SHORT EXERCISE
It is required that the lines from the top of the listing through the line with "FILE: index.html" be reproduced exactly, excluding pictures.
** START DATA EXCERPT **
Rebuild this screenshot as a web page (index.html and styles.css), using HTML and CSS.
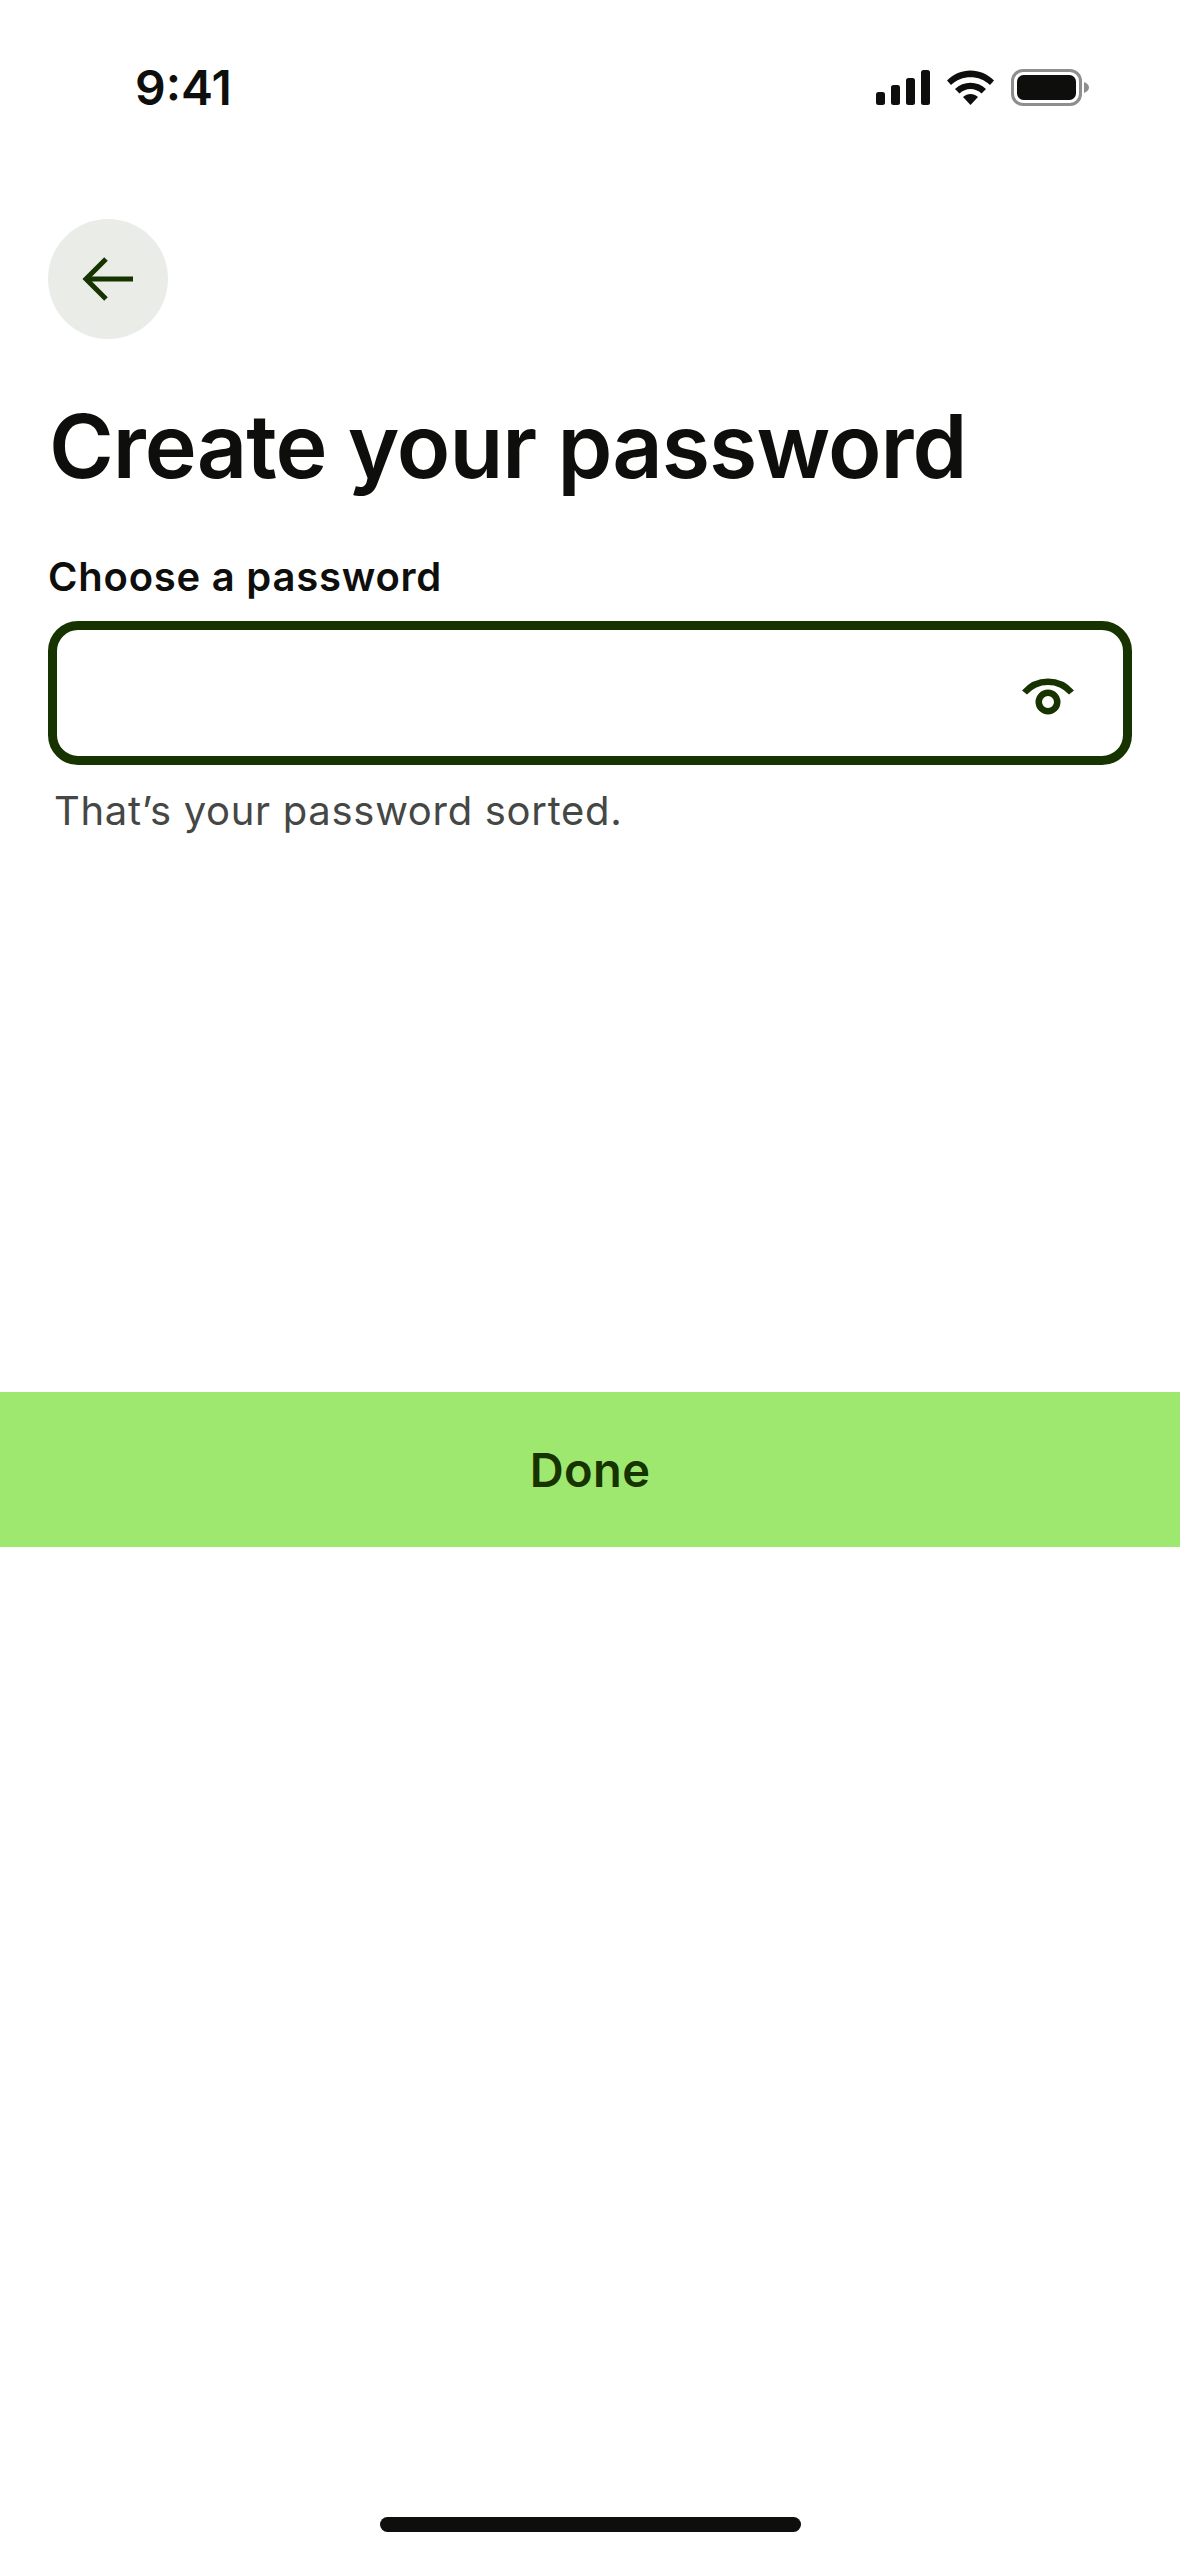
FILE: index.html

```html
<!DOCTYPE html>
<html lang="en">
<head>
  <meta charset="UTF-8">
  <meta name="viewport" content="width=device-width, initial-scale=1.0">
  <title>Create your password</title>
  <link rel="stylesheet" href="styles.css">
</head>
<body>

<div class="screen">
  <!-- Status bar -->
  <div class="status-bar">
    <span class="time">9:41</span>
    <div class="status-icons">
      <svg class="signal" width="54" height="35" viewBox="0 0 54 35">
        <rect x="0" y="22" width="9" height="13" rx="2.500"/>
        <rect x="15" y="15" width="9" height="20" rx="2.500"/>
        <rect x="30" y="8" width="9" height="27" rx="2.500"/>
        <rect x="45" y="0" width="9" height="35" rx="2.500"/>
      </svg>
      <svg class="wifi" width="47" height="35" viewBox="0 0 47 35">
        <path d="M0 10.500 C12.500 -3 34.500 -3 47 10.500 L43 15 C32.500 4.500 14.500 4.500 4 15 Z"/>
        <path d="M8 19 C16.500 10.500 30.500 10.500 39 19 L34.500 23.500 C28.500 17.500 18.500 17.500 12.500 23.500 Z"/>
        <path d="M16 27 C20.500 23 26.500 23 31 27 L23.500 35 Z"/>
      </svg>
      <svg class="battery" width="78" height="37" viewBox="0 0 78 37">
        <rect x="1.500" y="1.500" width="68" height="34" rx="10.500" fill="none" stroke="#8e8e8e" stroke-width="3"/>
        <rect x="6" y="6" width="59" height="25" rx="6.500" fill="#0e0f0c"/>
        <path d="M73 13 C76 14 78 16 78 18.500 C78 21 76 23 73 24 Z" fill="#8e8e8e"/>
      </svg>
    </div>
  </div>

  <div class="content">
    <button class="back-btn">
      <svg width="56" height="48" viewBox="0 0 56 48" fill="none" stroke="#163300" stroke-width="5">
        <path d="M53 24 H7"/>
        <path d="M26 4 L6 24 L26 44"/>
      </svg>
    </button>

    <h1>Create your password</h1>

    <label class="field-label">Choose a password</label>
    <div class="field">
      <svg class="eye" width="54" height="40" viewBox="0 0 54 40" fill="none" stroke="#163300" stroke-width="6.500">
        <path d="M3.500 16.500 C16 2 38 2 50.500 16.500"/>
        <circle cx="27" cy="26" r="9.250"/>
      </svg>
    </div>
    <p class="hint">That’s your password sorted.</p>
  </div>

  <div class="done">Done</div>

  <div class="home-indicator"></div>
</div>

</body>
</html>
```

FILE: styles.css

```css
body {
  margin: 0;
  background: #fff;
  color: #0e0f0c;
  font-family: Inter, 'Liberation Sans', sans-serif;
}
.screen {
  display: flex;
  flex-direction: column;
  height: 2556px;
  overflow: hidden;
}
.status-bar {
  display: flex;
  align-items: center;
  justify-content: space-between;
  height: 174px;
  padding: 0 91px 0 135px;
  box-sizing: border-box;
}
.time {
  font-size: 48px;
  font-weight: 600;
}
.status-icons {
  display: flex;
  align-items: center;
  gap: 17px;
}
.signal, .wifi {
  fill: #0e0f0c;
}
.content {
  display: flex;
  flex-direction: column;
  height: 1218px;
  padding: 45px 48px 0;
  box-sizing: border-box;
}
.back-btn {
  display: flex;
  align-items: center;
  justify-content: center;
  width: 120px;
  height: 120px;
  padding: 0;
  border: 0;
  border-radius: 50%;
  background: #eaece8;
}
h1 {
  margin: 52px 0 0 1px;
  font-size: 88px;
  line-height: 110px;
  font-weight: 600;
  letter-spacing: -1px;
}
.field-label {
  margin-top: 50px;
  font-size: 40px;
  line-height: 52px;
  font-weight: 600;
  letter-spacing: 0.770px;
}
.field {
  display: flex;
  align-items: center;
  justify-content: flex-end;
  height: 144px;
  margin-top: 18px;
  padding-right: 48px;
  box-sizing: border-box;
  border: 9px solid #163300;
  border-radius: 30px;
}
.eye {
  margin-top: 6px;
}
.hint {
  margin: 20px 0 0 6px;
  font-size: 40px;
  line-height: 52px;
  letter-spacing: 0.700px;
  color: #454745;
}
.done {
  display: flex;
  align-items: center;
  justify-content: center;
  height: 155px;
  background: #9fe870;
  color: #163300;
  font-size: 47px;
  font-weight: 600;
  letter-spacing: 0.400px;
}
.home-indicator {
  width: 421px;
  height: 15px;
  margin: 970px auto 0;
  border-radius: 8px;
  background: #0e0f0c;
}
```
** END DATA EXCERPT **
TASK SOLUTION
Rebuild this screenshot as a web page (index.html and styles.css), using HTML and CSS.
FILE: index.html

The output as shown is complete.